Foods · Expert Consensus (2026)

Best Foods for Sleep

Sleep is the experts' highest-consensus health lever, but the food evidence splits into two tiers — nutrients that map to proven consensus (magnesium, glycine) and foods that are promising but unproven (kiwi, tart cherry). We label both honestly.

The short answer

The best-grounded sleep foods are magnesium-rich foods (leafy greens, pumpkin seeds, almonds) and glycine-rich foods (bone broth, collagen) — both map to high-consensus expert reports.
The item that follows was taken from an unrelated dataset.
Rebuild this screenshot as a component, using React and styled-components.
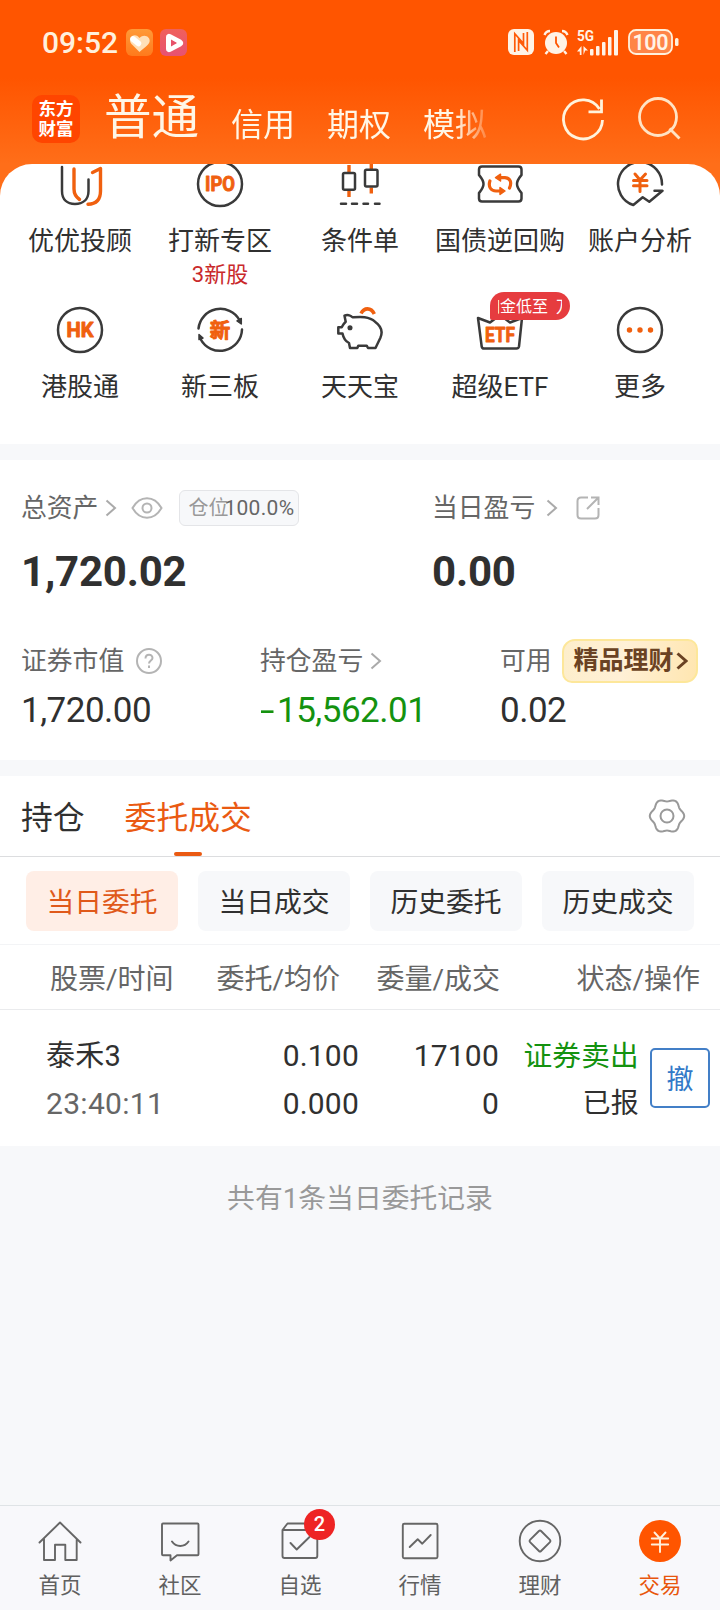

Fatty fish has real but thinner sleep grounding. Tart cherry and kiwi appear only as promising, test-it-yourself mentions, not consensus.

Based on expert consensus data from publicly available videos, not medical advice. Every food below cites a named expert and a real source video. Consult your healthcare provider before changing your diet.

Top Foods for Sleep

Each score is the consensus of the nutrient the food delivers — a lower score usually means fewer of the 5 experts have covered it, not that they disagree. Foods without a dedicated report are marked Expert-cited.

1

Magnesium-Rich Foods (leafy greens, pumpkin seeds, almonds)

4.1 /5

Magnesium supports GABA activity and anchors Huberman's sleep cocktail. Roughly half of adults are low; the food sources Patrick, Hyman, and Huberman name are dark leafy greens, pumpkin seeds, almonds, and legumes.

4 of 5 experts
Source: Rhonda Patrick — “The Science of Magnesium and Its Role in Aging and Disease” (05:07)
2

Glycine-Rich Foods (bone broth, collagen)

4.0 /5

Glycine lowers core body temperature to speed sleep onset; Huberman lists it as an optional add to the sleep stack and Attia takes it nightly. Bone broth and collagen are the food delivery vehicle — the proven link runs through glycine, not the broth itself.

5 of 5 experts
Source: Andrew Huberman — “Maximizing Productivity, Physical & Mental Health” (56:30)
3

Fatty Fish (salmon, sardines)

4.8 /5

Hyman repeatedly names omega-3 among the nutrients that support restorative sleep and glymphatic clearance; Patrick's channel cites objective sleep-metric improvements from omega-3. Real but thinner than the magnesium and glycine evidence.

2 of 5 experts
Source: Mark Hyman — “The 7 Key Signs You're Not Healthy” (62:48)
4

Tart Cherry

Expert-cited

On Huberman's podcast, Matt Walker calls tart cherry juice promising but unproven — preliminary studies on sleep duration and daytime alertness that he suggests you test yourself rather than rely on. Honest tier — not a consensus recommendation.

1 of 5 experts
Source: Andrew Huberman — “The Science & Practice of Perfecting Your Sleep (Dr. Matt Walker)” (118:08)
5

Kiwi

Expert-cited

Walker notes kiwifruit may aid sleep onset and duration, possibly via the GABAergic system, and that eating the skin too may help. A single hedged mention — promising, not proven, and not consensus.

1 of 5 experts
Source: Andrew Huberman — “The Science & Practice of Perfecting Your Sleep (Dr. Matt Walker)” (130:58)

Common Mistakes

Treating kiwi or tart cherry as a fix. In the corpus these are explicitly "promising, test-it-yourself" — the experts say prioritize behavior and the magnesium/glycine basics first.

Using magnesium oxide for sleep. The forms tied to sleep are glycinate and threonate; oxide is poorly absorbed. (See "Magnesium glycinate vs threonate for sleep.")

Eating a large, late high-fat meal to "get omega-3." Timing and sleep hygiene outweigh any single food — the food is a supporting input, not a sedative.